**Task directions**
Write out each line that follows exactly as it stands, without the pictures.

**Supplied information**

====================

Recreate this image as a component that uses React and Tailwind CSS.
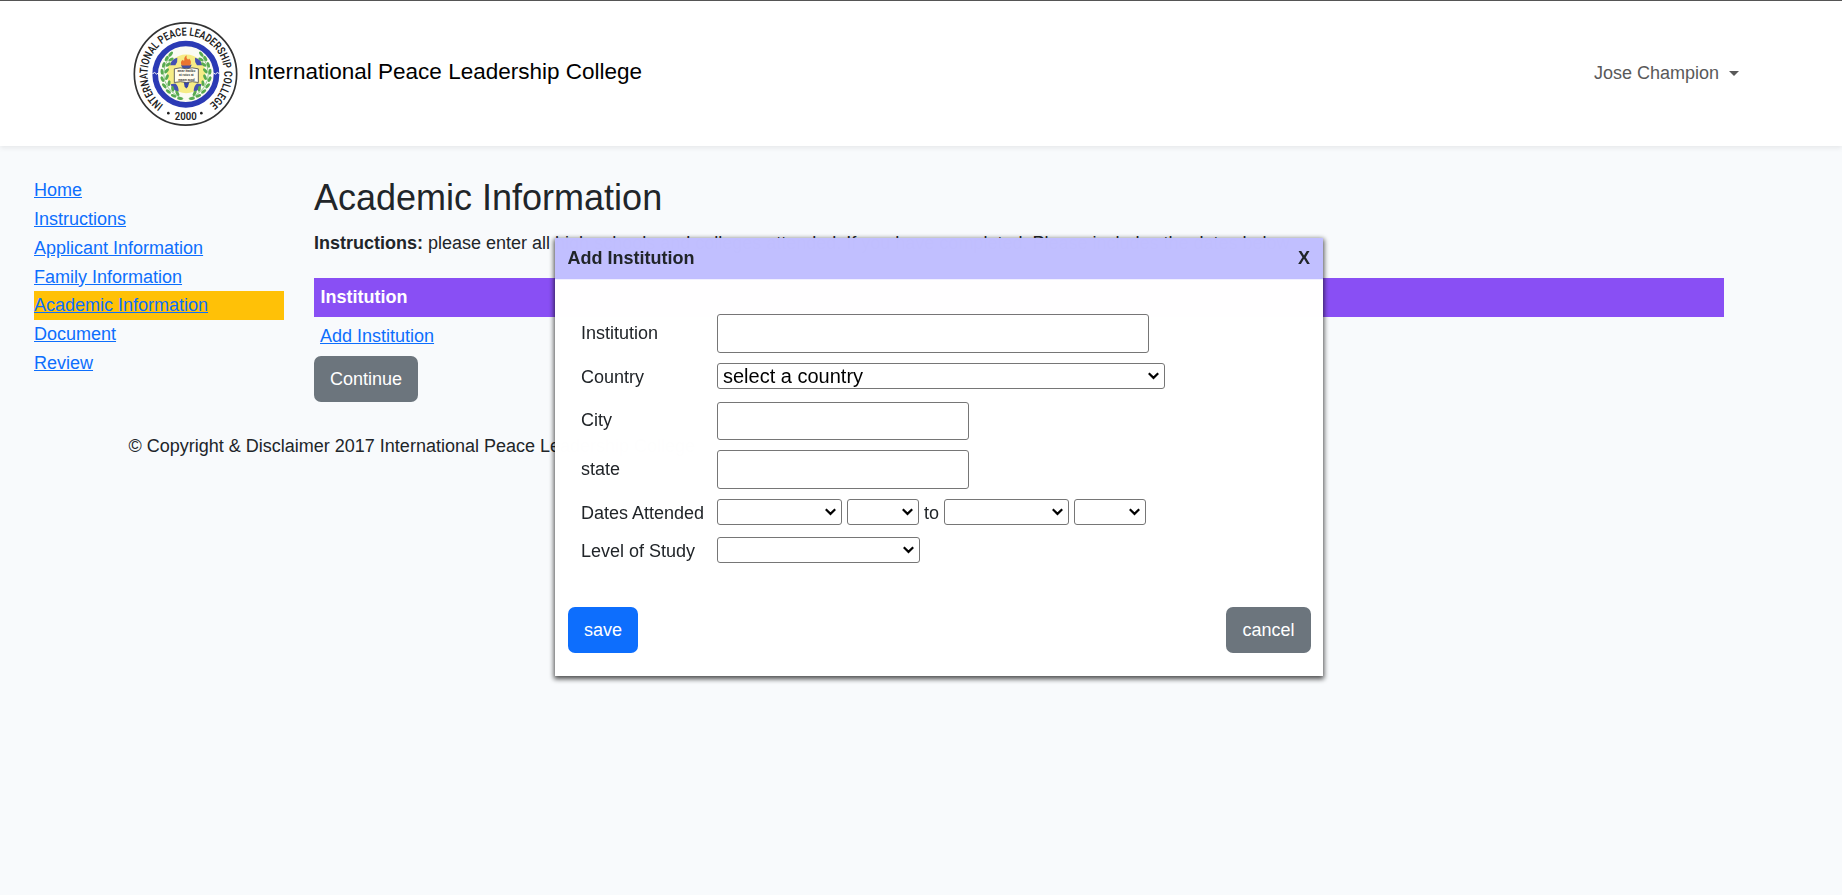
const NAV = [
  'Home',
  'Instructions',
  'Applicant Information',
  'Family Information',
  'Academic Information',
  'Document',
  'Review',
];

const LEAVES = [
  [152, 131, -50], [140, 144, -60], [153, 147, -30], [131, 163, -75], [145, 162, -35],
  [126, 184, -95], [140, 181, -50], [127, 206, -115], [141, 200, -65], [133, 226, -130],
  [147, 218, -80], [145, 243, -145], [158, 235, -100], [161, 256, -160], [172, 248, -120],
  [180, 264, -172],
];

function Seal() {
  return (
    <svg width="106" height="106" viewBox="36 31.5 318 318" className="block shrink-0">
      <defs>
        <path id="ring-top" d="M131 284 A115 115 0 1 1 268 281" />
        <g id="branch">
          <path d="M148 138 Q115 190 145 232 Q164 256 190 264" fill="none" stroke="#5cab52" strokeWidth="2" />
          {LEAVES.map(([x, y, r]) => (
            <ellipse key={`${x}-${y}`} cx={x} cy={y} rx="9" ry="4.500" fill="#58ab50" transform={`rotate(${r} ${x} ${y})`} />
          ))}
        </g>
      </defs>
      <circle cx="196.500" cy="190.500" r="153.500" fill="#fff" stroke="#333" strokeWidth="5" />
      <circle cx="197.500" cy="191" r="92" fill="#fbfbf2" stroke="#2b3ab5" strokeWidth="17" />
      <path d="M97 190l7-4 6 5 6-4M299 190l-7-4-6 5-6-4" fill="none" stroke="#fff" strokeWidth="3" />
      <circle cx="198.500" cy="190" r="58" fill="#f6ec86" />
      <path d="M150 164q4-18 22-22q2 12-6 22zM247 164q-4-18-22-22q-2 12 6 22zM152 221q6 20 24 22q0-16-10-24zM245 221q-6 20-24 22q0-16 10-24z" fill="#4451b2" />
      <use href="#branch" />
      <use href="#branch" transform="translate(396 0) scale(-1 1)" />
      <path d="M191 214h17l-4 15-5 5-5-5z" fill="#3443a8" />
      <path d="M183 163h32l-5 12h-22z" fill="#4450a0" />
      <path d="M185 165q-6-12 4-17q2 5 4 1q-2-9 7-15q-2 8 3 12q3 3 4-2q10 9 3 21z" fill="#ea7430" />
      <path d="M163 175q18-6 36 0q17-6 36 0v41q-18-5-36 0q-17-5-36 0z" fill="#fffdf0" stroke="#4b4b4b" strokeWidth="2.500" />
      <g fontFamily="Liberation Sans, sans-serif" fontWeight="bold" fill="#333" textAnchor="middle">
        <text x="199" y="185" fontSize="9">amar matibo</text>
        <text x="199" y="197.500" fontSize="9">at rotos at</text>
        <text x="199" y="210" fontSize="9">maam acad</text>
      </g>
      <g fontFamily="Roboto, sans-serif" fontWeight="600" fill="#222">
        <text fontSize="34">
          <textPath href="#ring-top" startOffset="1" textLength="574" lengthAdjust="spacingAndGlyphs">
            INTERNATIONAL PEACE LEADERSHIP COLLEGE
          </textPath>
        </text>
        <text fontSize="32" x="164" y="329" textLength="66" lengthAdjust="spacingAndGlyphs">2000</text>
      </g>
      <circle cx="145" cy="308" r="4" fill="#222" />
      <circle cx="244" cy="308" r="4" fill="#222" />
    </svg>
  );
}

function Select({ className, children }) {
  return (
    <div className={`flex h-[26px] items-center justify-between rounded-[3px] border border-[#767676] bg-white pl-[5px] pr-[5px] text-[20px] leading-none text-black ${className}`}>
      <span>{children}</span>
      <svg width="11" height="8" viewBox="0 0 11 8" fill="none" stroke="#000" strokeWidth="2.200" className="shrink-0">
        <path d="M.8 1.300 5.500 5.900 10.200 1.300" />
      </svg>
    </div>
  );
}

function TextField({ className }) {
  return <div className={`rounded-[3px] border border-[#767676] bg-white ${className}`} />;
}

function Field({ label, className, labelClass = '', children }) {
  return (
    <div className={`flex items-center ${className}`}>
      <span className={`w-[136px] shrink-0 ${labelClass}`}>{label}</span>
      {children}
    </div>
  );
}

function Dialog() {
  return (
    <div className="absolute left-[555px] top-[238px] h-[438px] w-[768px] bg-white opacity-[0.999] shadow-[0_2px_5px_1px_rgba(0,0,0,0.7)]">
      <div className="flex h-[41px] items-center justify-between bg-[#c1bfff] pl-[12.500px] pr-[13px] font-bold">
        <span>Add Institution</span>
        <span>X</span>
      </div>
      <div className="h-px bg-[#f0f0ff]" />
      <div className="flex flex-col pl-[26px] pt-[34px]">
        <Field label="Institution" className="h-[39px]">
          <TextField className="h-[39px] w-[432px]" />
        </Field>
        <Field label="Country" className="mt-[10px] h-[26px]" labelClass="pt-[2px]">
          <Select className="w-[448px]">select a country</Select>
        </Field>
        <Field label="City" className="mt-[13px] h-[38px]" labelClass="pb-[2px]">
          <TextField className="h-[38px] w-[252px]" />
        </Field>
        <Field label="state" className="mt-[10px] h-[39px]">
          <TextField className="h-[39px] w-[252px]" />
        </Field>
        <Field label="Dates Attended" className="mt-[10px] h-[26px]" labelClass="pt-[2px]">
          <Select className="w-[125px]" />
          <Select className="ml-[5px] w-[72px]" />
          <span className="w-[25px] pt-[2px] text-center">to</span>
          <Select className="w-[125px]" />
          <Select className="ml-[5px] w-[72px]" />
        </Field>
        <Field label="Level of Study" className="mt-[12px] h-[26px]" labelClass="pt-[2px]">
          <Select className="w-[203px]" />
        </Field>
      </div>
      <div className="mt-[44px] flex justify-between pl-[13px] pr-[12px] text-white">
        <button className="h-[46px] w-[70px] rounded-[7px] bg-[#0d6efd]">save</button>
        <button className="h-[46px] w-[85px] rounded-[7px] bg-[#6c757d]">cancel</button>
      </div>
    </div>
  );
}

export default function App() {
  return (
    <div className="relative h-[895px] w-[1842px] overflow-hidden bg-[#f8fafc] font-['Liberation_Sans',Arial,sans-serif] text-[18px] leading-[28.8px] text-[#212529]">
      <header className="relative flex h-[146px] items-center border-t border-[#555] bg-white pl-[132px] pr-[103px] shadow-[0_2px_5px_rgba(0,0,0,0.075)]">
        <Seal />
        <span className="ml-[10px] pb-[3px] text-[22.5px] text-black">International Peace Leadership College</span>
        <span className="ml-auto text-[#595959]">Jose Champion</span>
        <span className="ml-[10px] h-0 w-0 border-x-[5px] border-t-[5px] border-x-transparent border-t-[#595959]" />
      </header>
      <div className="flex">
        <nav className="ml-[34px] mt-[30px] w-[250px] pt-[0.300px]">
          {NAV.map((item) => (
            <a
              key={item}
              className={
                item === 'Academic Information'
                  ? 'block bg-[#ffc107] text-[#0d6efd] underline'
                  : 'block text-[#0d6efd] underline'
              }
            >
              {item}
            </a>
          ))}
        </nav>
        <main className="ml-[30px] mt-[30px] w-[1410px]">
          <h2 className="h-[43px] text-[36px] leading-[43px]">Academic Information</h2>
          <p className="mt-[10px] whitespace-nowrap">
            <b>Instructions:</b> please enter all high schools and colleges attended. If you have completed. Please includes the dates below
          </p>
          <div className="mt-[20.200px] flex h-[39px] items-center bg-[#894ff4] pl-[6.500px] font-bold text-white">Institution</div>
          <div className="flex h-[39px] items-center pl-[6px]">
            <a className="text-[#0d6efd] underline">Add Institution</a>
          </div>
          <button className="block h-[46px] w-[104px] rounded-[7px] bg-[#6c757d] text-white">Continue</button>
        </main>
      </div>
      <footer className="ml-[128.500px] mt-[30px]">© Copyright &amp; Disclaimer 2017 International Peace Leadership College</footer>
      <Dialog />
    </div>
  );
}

====================

**Task answer**
Recreate this image as a component that uses React and Tailwind CSS.
const NAV = [
  'Home',
  'Instructions',
  'Applicant Information',
  'Family Information',
  'Academic Information',
  'Document',
  'Review',
];

const LEAVES = [
  [152, 131, -50], [140, 144, -60], [153, 147, -30], [131, 163, -75], [145, 162, -35],
  [126, 184, -95], [140, 181, -50], [127, 206, -115], [141, 200, -65], [133, 226, -130],
  [147, 218, -80], [145, 243, -145], [158, 235, -100], [161, 256, -160], [172, 248, -120],
  [180, 264, -172],
];

function Seal() {
  return (
    <svg width="106" height="106" viewBox="36 31.5 318 318" className="block shrink-0">
      <defs>
        <path id="ring-top" d="M131 284 A115 115 0 1 1 268 281" />
        <g id="branch">
          <path d="M148 138 Q115 190 145 232 Q164 256 190 264" fill="none" stroke="#5cab52" strokeWidth="2" />
          {LEAVES.map(([x, y, r]) => (
            <ellipse key={`${x}-${y}`} cx={x} cy={y} rx="9" ry="4.500" fill="#58ab50" transform={`rotate(${r} ${x} ${y})`} />
          ))}
        </g>
      </defs>
      <circle cx="196.500" cy="190.500" r="153.500" fill="#fff" stroke="#333" strokeWidth="5" />
      <circle cx="197.500" cy="191" r="92" fill="#fbfbf2" stroke="#2b3ab5" strokeWidth="17" />
      <path d="M97 190l7-4 6 5 6-4M299 190l-7-4-6 5-6-4" fill="none" stroke="#fff" strokeWidth="3" />
      <circle cx="198.500" cy="190" r="58" fill="#f6ec86" />
      <path d="M150 164q4-18 22-22q2 12-6 22zM247 164q-4-18-22-22q-2 12 6 22zM152 221q6 20 24 22q0-16-10-24zM245 221q-6 20-24 22q0-16 10-24z" fill="#4451b2" />
      <use href="#branch" />
      <use href="#branch" transform="translate(396 0) scale(-1 1)" />
      <path d="M191 214h17l-4 15-5 5-5-5z" fill="#3443a8" />
      <path d="M183 163h32l-5 12h-22z" fill="#4450a0" />
      <path d="M185 165q-6-12 4-17q2 5 4 1q-2-9 7-15q-2 8 3 12q3 3 4-2q10 9 3 21z" fill="#ea7430" />
      <path d="M163 175q18-6 36 0q17-6 36 0v41q-18-5-36 0q-17-5-36 0z" fill="#fffdf0" stroke="#4b4b4b" strokeWidth="2.500" />
      <g fontFamily="Liberation Sans, sans-serif" fontWeight="bold" fill="#333" textAnchor="middle">
        <text x="199" y="185" fontSize="9">amar matibo</text>
        <text x="199" y="197.500" fontSize="9">at rotos at</text>
        <text x="199" y="210" fontSize="9">maam acad</text>
      </g>
      <g fontFamily="Roboto, sans-serif" fontWeight="600" fill="#222">
        <text fontSize="34">
          <textPath href="#ring-top" startOffset="1" textLength="574" lengthAdjust="spacingAndGlyphs">
            INTERNATIONAL PEACE LEADERSHIP COLLEGE
          </textPath>
        </text>
        <text fontSize="32" x="164" y="329" textLength="66" lengthAdjust="spacingAndGlyphs">2000</text>
      </g>
      <circle cx="145" cy="308" r="4" fill="#222" />
      <circle cx="244" cy="308" r="4" fill="#222" />
    </svg>
  );
}

function Select({ className, children }) {
  return (
    <div className={`flex h-[26px] items-center justify-between rounded-[3px] border border-[#767676] bg-white pl-[5px] pr-[5px] text-[20px] leading-none text-black ${className}`}>
      <span>{children}</span>
      <svg width="11" height="8" viewBox="0 0 11 8" fill="none" stroke="#000" strokeWidth="2.200" className="shrink-0">
        <path d="M.8 1.300 5.500 5.900 10.200 1.300" />
      </svg>
    </div>
  );
}

function TextField({ className }) {
  return <div className={`rounded-[3px] border border-[#767676] bg-white ${className}`} />;
}

function Field({ label, className, labelClass = '', children }) {
  return (
    <div className={`flex items-center ${className}`}>
      <span className={`w-[136px] shrink-0 ${labelClass}`}>{label}</span>
      {children}
    </div>
  );
}

function Dialog() {
  return (
    <div className="absolute left-[555px] top-[238px] h-[438px] w-[768px] bg-white opacity-[0.999] shadow-[0_2px_5px_1px_rgba(0,0,0,0.7)]">
      <div className="flex h-[41px] items-center justify-between bg-[#c1bfff] pl-[12.500px] pr-[13px] font-bold">
        <span>Add Institution</span>
        <span>X</span>
      </div>
      <div className="h-px bg-[#f0f0ff]" />
      <div className="flex flex-col pl-[26px] pt-[34px]">
        <Field label="Institution" className="h-[39px]">
          <TextField className="h-[39px] w-[432px]" />
        </Field>
        <Field label="Country" className="mt-[10px] h-[26px]" labelClass="pt-[2px]">
          <Select className="w-[448px]">select a country</Select>
        </Field>
        <Field label="City" className="mt-[13px] h-[38px]" labelClass="pb-[2px]">
          <TextField className="h-[38px] w-[252px]" />
        </Field>
        <Field label="state" className="mt-[10px] h-[39px]">
          <TextField className="h-[39px] w-[252px]" />
        </Field>
        <Field label="Dates Attended" className="mt-[10px] h-[26px]" labelClass="pt-[2px]">
          <Select className="w-[125px]" />
          <Select className="ml-[5px] w-[72px]" />
          <span className="w-[25px] pt-[2px] text-center">to</span>
          <Select className="w-[125px]" />
          <Select className="ml-[5px] w-[72px]" />
        </Field>
        <Field label="Level of Study" className="mt-[12px] h-[26px]" labelClass="pt-[2px]">
          <Select className="w-[203px]" />
        </Field>
      </div>
      <div className="mt-[44px] flex justify-between pl-[13px] pr-[12px] text-white">
        <button className="h-[46px] w-[70px] rounded-[7px] bg-[#0d6efd]">save</button>
        <button className="h-[46px] w-[85px] rounded-[7px] bg-[#6c757d]">cancel</button>
      </div>
    </div>
  );
}

export default function App() {
  return (
    <div className="relative h-[895px] w-[1842px] overflow-hidden bg-[#f8fafc] font-['Liberation_Sans',Arial,sans-serif] text-[18px] leading-[28.8px] text-[#212529]">
      <header className="relative flex h-[146px] items-center border-t border-[#555] bg-white pl-[132px] pr-[103px] shadow-[0_2px_5px_rgba(0,0,0,0.075)]">
        <Seal />
        <span className="ml-[10px] pb-[3px] text-[22.5px] text-black">International Peace Leadership College</span>
        <span className="ml-auto text-[#595959]">Jose Champion</span>
        <span className="ml-[10px] h-0 w-0 border-x-[5px] border-t-[5px] border-x-transparent border-t-[#595959]" />
      </header>
      <div className="flex">
        <nav className="ml-[34px] mt-[30px] w-[250px] pt-[0.300px]">
          {NAV.map((item) => (
            <a
              key={item}
              className={
                item === 'Academic Information'
                  ? 'block bg-[#ffc107] text-[#0d6efd] underline'
                  : 'block text-[#0d6efd] underline'
              }
            >
              {item}
            </a>
          ))}
        </nav>
        <main className="ml-[30px] mt-[30px] w-[1410px]">
          <h2 className="h-[43px] text-[36px] leading-[43px]">Academic Information</h2>
          <p className="mt-[10px] whitespace-nowrap">
            <b>Instructions:</b> please enter all high schools and colleges attended. If you have completed. Please includes the dates below
          </p>
          <div className="mt-[20.200px] flex h-[39px] items-center bg-[#894ff4] pl-[6.500px] font-bold text-white">Institution</div>
          <div className="flex h-[39px] items-center pl-[6px]">
            <a className="text-[#0d6efd] underline">Add Institution</a>
          </div>
          <button className="block h-[46px] w-[104px] rounded-[7px] bg-[#6c757d] text-white">Continue</button>
        </main>
      </div>
      <footer className="ml-[128.500px] mt-[30px]">© Copyright &amp; Disclaimer 2017 International Peace Leadership College</footer>
      <Dialog />
    </div>
  );
}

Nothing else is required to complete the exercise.